Usage
as_unit_ecotox(
x,
type = c("concentration", "duration", "length", "media", "application", "size",
"weight", "unknown"),
...,
warn = TRUE
)
Arguments
- x
A vector of
character
strings. It expects fields as commonly returned from the ECOTOX database.- type
The type of unit that can help the sanitation process. See the 'usage' section for available options. These options are linked to the different unit tables in the database (see
vignette("ecotox-schema")
). It can help to interpret ambiguous units correctly. For instance, 'dpm' can both mean 'disintegrations per minute' (type = "concentration"
) and 'days post-moult' (type = "duration"
).- ...
Ignored.
- warn
If set to
FALSE
warnings while converting text to units are suppressed.
Details
The following steps are performed (in the order as listed) to sanitise text before coercing it to units:
The following is removed:
Leading/trailing white spaces
Square brackets and commas
A list of common prefixes
Double spaces are replaced by single spaces
Brackets around multiply symbol
The following is corrected/adjusted:
'for' is interpreted as multiplication
Scientific notation of numbers is standardised where possible.
A list of ambiguous patterns is replaced with more explicit strings.
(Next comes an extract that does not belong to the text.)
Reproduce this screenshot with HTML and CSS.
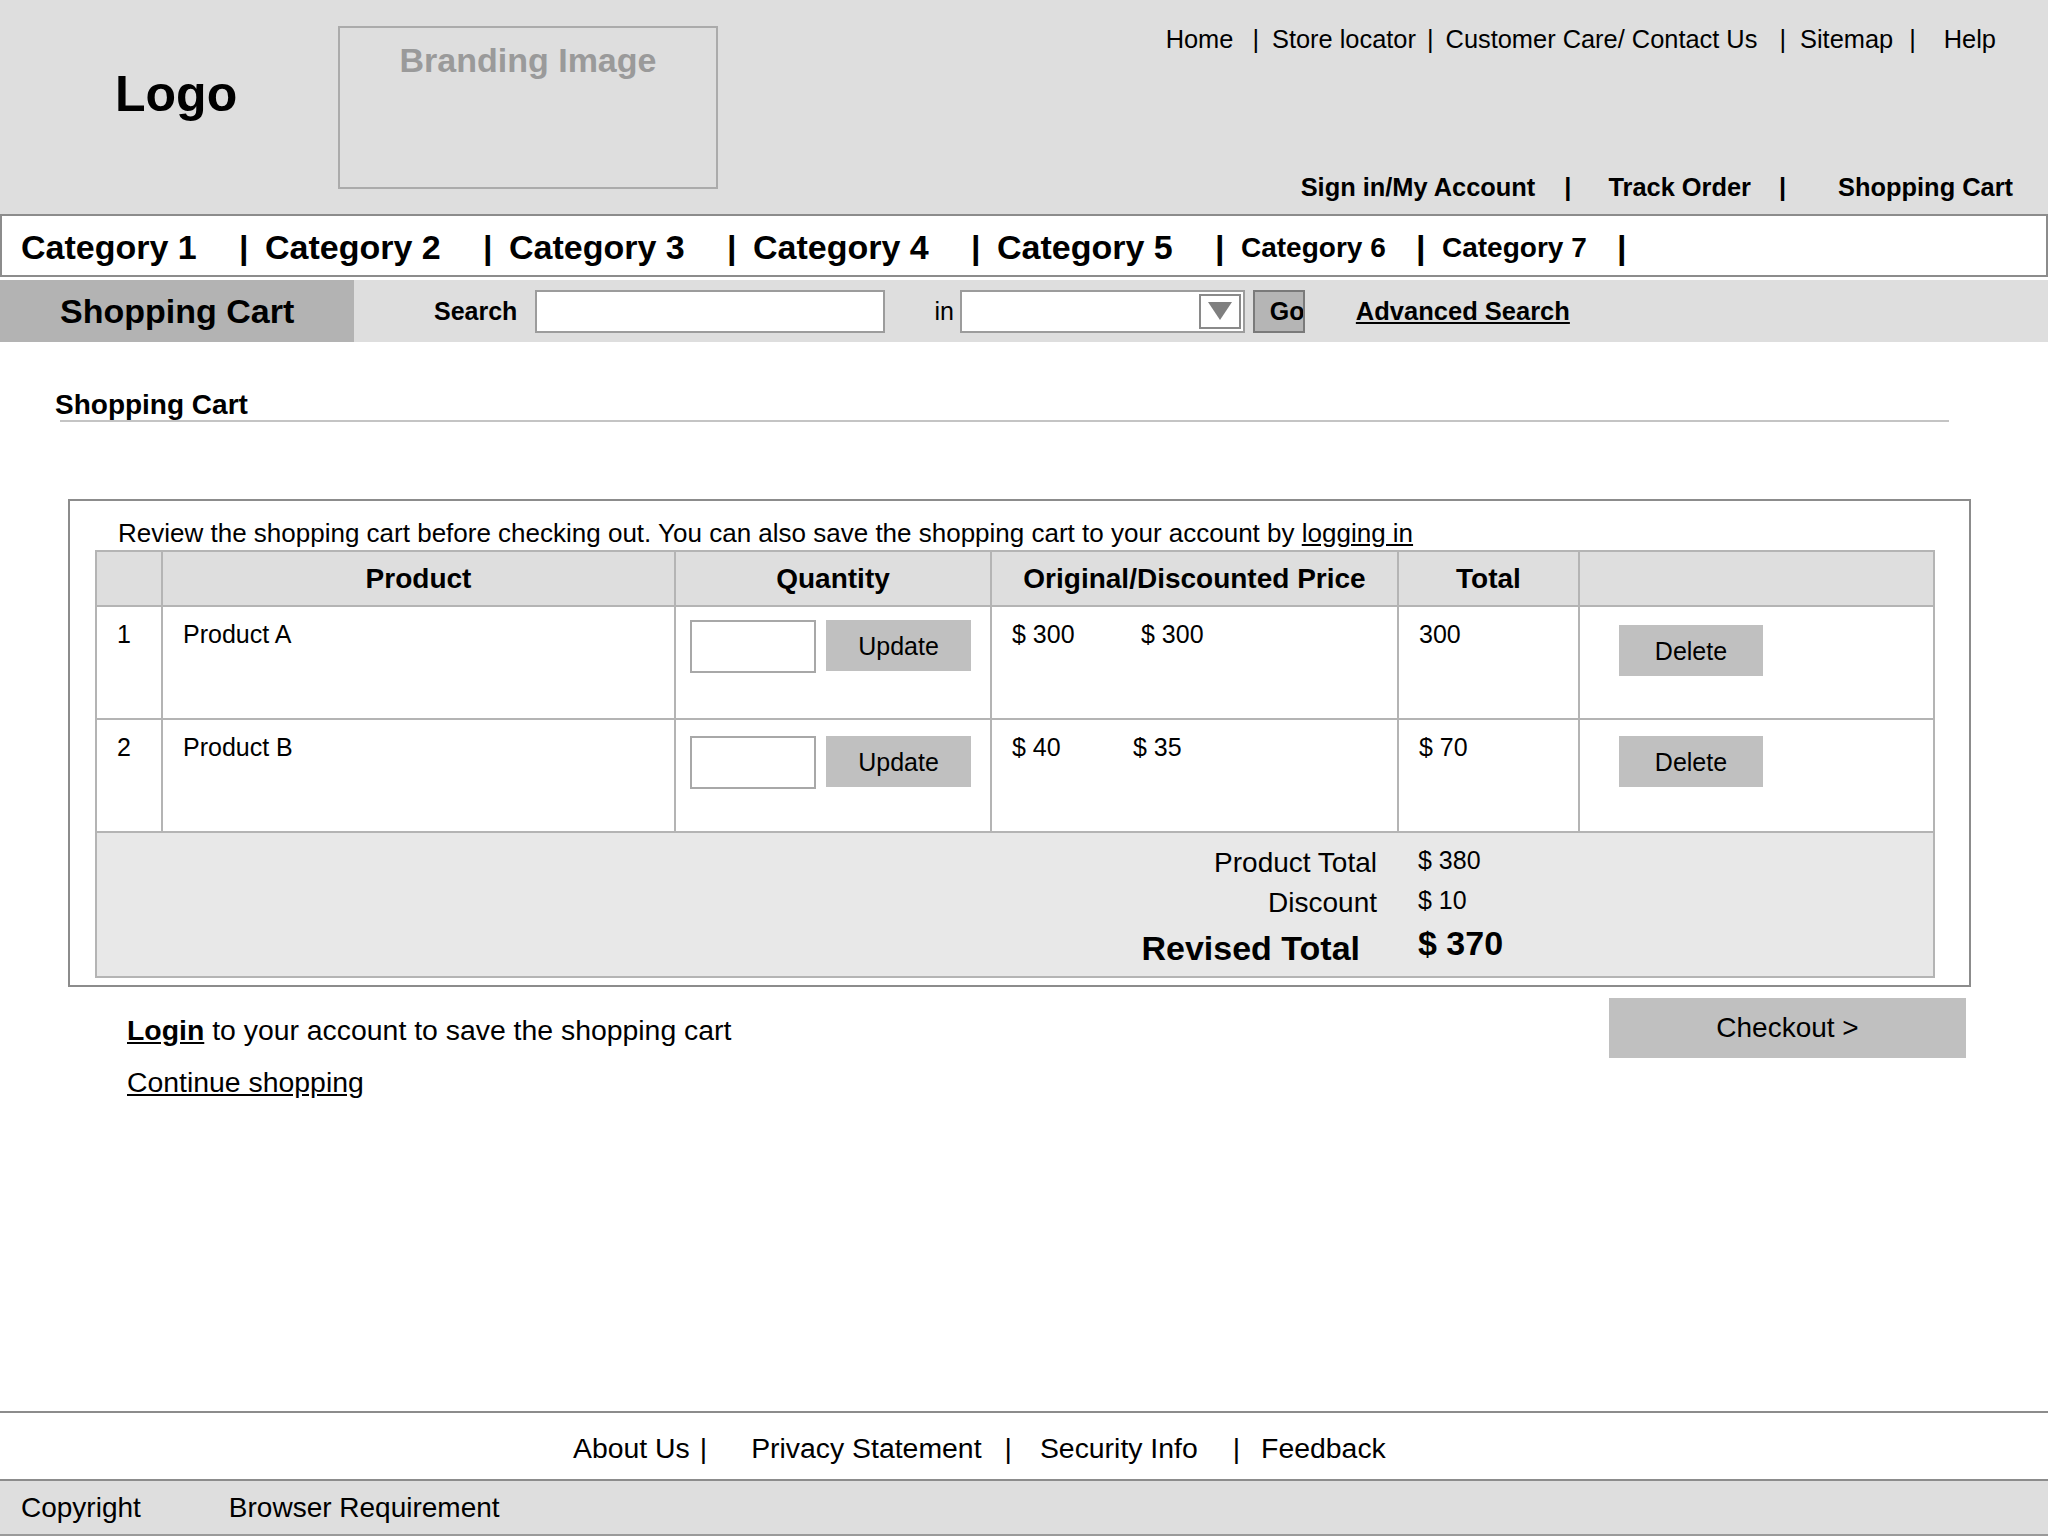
FILE: index.html
```html
<!DOCTYPE html>
<html lang="en">
<head>
<meta charset="utf-8">
<title>Shopping Cart</title>
<link rel="stylesheet" href="styles.css">
</head>
<body>
<div class="page">
  <header class="header">
    <div class="logo">Logo</div>
    <div class="brand">Branding Image</div>
    <div class="util">
      <nav class="toplinks">
        <a href="#">Home</a><span class="sep s1">|</span><a href="#">Store locator</a><span class="sep s2">|</span><a href="#">Customer Care/ Contact Us</a><span class="sep s3">|</span><a href="#">Sitemap</a><span class="sep s4">|</span><a href="#">Help</a>
      </nav>
      <nav class="acctlinks">
        <a href="#">Sign in/My Account</a><span class="asep">|</span><a href="#">Track Order</a><span class="asep last">|</span><a href="#">Shopping Cart</a>
      </nav>
    </div>
  </header>

  <nav class="cats">
    <a href="#" class="cat">Category 1</a><span class="csep">|</span>
    <a href="#" class="cat">Category 2</a><span class="csep">|</span>
    <a href="#" class="cat">Category 3</a><span class="csep">|</span>
    <a href="#" class="cat">Category 4</a><span class="csep">|</span>
    <a href="#" class="cat">Category 5</a><span class="csep">|</span>
    <a href="#" class="cat sm">Category 6</a><span class="csep">|</span>
    <a href="#" class="cat sm">Category 7</a><span class="csep">|</span>
  </nav>

  <div class="searchbar">
    <div class="tab">Shopping Cart</div>
    <span class="slabel">Search</span>
    <div class="sinput"></div>
    <span class="in">in</span>
    <div class="select">
      <span class="arrow"><svg width="26" height="20" viewBox="0 0 26 20"><polygon points="1,1 25,1 13,19" fill="#7f7f7f"/></svg></span>
    </div>
    <div class="go">Go</div>
    <a href="#" class="adv">Advanced Search</a>
  </div>

  <main class="content">
    <h2 class="title">Shopping Cart</h2>
    <div class="rule"></div>

    <section class="cartbox">
      <p class="intro">Review the shopping cart before checking out. You can also save the shopping cart to your account by <a href="#">logging in</a></p>
      <table class="cart">
        <colgroup>
          <col class="c0"><col class="c1"><col class="c2"><col class="c3"><col class="c4"><col class="c5">
        </colgroup>
        <thead>
          <tr>
            <th></th>
            <th>Product</th>
            <th>Quantity</th>
            <th>Original/Discounted Price</th>
            <th>Total</th>
            <th></th>
          </tr>
        </thead>
        <tbody>
          <tr class="item">
            <td>1</td>
            <td>Product A</td>
            <td class="qty"><div class="qtywrap"><div class="qinput"></div><div class="btn upd">Update</div></div></td>
            <td><span class="p1">$ 300</span><span>$ 300</span></td>
            <td>300</td>
            <td class="del"><div class="btn delbtn">Delete</div></td>
          </tr>
          <tr class="item second">
            <td>2</td>
            <td>Product B</td>
            <td class="qty"><div class="qtywrap"><div class="qinput"></div><div class="btn upd">Update</div></div></td>
            <td><span class="p1 short">$ 40</span><span>$ 35</span></td>
            <td>$ 70</td>
            <td class="del"><div class="btn delbtn">Delete</div></td>
          </tr>
          <tr class="sumrow">
            <td colspan="6">
              <div class="summary">
                <div class="lbl">Product Total</div><div class="val">$ 380</div>
                <div class="lbl">Discount</div><div class="val">$ 10</div>
                <div class="lbl big">Revised Total</div><div class="val big">$ 370</div>
              </div>
            </td>
          </tr>
        </tbody>
      </table>
    </section>

    <div class="below">
      <div class="below-left">
        <p class="line"><a href="#" class="login">Login</a> to your account to save the shopping cart</p>
        <p class="line second"><a href="#">Continue shopping</a></p>
      </div>
      <div class="checkout">Checkout &gt;</div>
    </div>
  </main>

  <footer class="footer">
    <div class="flinks">
      <a href="#">About Us</a><span class="fs1">|</span><a href="#">Privacy Statement</a><span class="fs2">|</span><a href="#">Security Info</a><span class="fs3">|</span><a href="#">Feedback</a>
    </div>
    <div class="fbar">
      <span>Copyright</span><span class="breq">Browser Requirement</span>
    </div>
  </footer>
</div>
</body>
</html>
```

FILE: styles.css
```css
* { box-sizing: border-box; }

body {
  margin: 0;
  font-family: "Liberation Sans", Arial, sans-serif;
  color: #000;
  background: #fff;
}

a { color: #000; }

.page {
  display: flex;
  flex-direction: column;
  min-height: 1536px;
}

/* Header */
.header {
  display: flex;
  height: 214px;
  background: #dedede;
}

.logo {
  width: 338px;
  padding: 68px 0 0 115px;
  font-size: 50px;
  font-weight: bold;
  line-height: 52px;
}

.brand {
  margin-top: 26px;
  width: 380px;
  height: 163px;
  border: 2px solid #ababab;
  color: #9a9a9a;
  font-size: 34px;
  font-weight: bold;
  line-height: 40px;
  text-align: center;
  padding-top: 12px;
}

.util {
  flex: 1;
  display: flex;
  flex-direction: column;
  align-items: flex-end;
}

.toplinks {
  display: flex;
  padding: 24px 52px 0 0;
  font-size: 25.4px;
  line-height: 30px;
}

.toplinks a { text-decoration: none; }

.sep { margin: 0 13px; }
.sep.s1 { margin: 0 13px 0 19px; }
.sep.s2 { margin: 0 12px 0 11px; }
.sep.s3 { margin: 0 14px 0 22px; }
.sep.s4 { margin: 0 28px 0 16px; }

.acctlinks {
  display: flex;
  margin-top: auto;
  padding: 0 35px 12px 0;
  font-size: 25.4px;
  font-weight: bold;
  line-height: 30px;
}

.acctlinks a { text-decoration: none; }

.asep { margin: 0 37px 0 29px; }
.asep.last { margin: 0 52px 0 28px; }

/* Category nav */
.cats {
  display: flex;
  align-items: center;
  height: 63px;
  border: 2px solid #8c8c8c;
  padding: 4px 0 0 19px;
  margin-bottom: 3px;
  font-weight: bold;
  background: #fff;
}

.cat {
  width: 218px;
  font-size: 34px;
  text-decoration: none;
}

.cat.sm {
  width: 175px;
  font-size: 28px;
}

.csep {
  width: 26px;
  font-size: 34px;
}

/* Search bar */
.searchbar {
  display: flex;
  align-items: center;
  height: 62px;
  background: #dedede;
  font-size: 25px;
}

.tab {
  width: 354px;
  align-self: stretch;
  display: flex;
  align-items: center;
  padding-left: 60px;
  background: #b3b3b3;
  font-size: 34px;
  font-weight: bold;
}

.slabel {
  margin-left: 80px;
  font-weight: bold;
}

.sinput {
  margin-left: 18px;
  width: 350px;
  height: 43px;
  background: #fff;
  border: 2px solid #9c9c9c;
}

.in { margin-left: 49px; }

.select {
  margin-left: 6px;
  width: 285px;
  height: 43px;
  background: #fff;
  border: 2px solid #9c9c9c;
  display: flex;
  justify-content: flex-end;
  align-items: center;
  padding-right: 2px;
}

.arrow {
  width: 42px;
  height: 35px;
  border: 2px solid #8a8a8a;
  display: flex;
  align-items: center;
  justify-content: center;
  background: #fff;
}

.go {
  margin-left: 8px;
  width: 52px;
  height: 43px;
  background: #b5b5b5;
  border: 2px solid #7a7a7a;
  overflow: hidden;
  white-space: nowrap;
  padding-left: 15px;
  font-weight: bold;
  line-height: 39px;
}

.adv {
  margin-left: 51px;
  font-size: 25.5px;
  font-weight: bold;
}

/* Content */
.title {
  margin: 48px 0 0 55px;
  font-size: 28px;
  font-weight: bold;
  line-height: 30px;
}

.rule {
  margin-left: 60px;
  width: 1889px;
  height: 2px;
  background: #c4c4c4;
}

.cartbox {
  margin: 77px 0 0 68px;
  width: 1903px;
  border: 2px solid #8c8c8c;
  padding: 17px 36px 7px 25px;
}

.intro {
  margin: 0 0 2px 23px;
  font-size: 26px;
  line-height: 30px;
}

.cart {
  border-collapse: collapse;
  table-layout: fixed;
  width: 1838px;
}

.c0 { width: 66px; }
.c1 { width: 513px; }
.c2 { width: 316px; }
.c3 { width: 407px; }
.c4 { width: 181px; }
.c5 { width: 355px; }

.cart th {
  height: 55px;
  padding: 0;
  background: #dedede;
  border: 2px solid #b4b4b4;
  font-size: 28px;
  font-weight: bold;
  text-align: center;
}

.cart td {
  border: 2px solid #b4b4b4;
  vertical-align: top;
  padding: 12px 0 0 20px;
  font-size: 25px;
  line-height: 30px;
}

.cart tr.item td { height: 113px; }

.cart td.qty { padding: 13px 0 0 14px; }
.cart tr.second td.qty { padding-top: 16px; }

.qtywrap {
  display: flex;
  gap: 10px;
}

.qinput {
  width: 126px;
  height: 53px;
  background: #fff;
  border: 2px solid #a8a8a8;
}

.btn {
  display: flex;
  align-items: center;
  justify-content: center;
  background: #c0c0c0;
  font-size: 25px;
}

.upd {
  width: 145px;
  height: 51px;
}

.cart td.del { padding: 18px 0 0 39px; }
.cart tr.second td.del { padding-top: 16px; }

.delbtn {
  width: 144px;
  height: 51px;
}

.p1 {
  display: inline-block;
  width: 129px;
}

.p1.short { width: 121px; }

.cart tr.sumrow td {
  height: 145px;
  padding: 10px 0 0 0;
  background: #e8e8e8;
}

.summary {
  display: grid;
  grid-template-columns: 1280px auto;
  grid-template-rows: 40px 40px 50px;
  column-gap: 41px;
  align-items: start;
}

.lbl {
  text-align: right;
  font-size: 28px;
  line-height: 40px;
}

.val {
  font-size: 25px;
  line-height: 34px;
}

.lbl.big {
  font-size: 34px;
  font-weight: bold;
  line-height: 50px;
  padding-right: 17px;
}

.val.big {
  font-size: 34px;
  font-weight: bold;
  line-height: 40px;
}

/* Below box */
.below {
  display: flex;
  margin-top: 11px;
}

.below-left {
  margin-left: 127px;
  padding-top: 15px;
  font-size: 28.4px;
  line-height: 34px;
}

.line { margin: 0; }
.line.second { margin-top: 18px; }

.login { font-weight: bold; }

.checkout {
  margin-left: auto;
  margin-right: 82px;
  width: 357px;
  height: 60px;
  display: flex;
  align-items: center;
  justify-content: center;
  background: #c0c0c0;
  font-size: 28px;
}

/* Footer */
.footer {
  margin-top: auto;
  border-top: 2px solid #8c8c8c;
}

.flinks {
  height: 66px;
  display: flex;
  align-items: center;
  padding: 5px 0 0 573px;
  font-size: 28.4px;
}

.flinks a { text-decoration: none; }

.fs1 { margin: 0 44px 0 10px; }
.fs2 { margin: 0 28px 0 23px; }
.fs3 { margin: 0 21px 0 35px; }

.fbar {
  height: 57px;
  display: flex;
  align-items: center;
  padding-left: 21px;
  background: #dedede;
  border-top: 2px solid #8c8c8c;
  border-bottom: 2px solid #9a9a9a;
  font-size: 28px;
}

.breq { margin-left: 88px; }
```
For instance, 'deg' is replaced with 'degree'.
The following miscellaneous corrections are made:
A list of 'known' annotations are removed from the units
A list of elements kown to represent counts are renamed 'counts'.
Percentages are renamed as explicit concentration in mass per volume or volume per volume units where possible
'CI' is renamed 'Curies'.
'M' is renamed 'mol/L'.
Units expressed as 'parts per ...' are explicitly renamed to mass over volume, or volum over volume where possible
Type specific sanitation steps
Concentration units:
'K' is renamed 'Karmen'
'dpm' is renamed 'counts/min' (i.e., disintegrations per minute)
Media units:
'K' is renamed 'Kelvin'
'C' is renamed 'Celsius'
Some final miscellaneous adjustments:
Scientific notation in numbers is not supported by the units package. Numbers are formatted in decimal notation where possible.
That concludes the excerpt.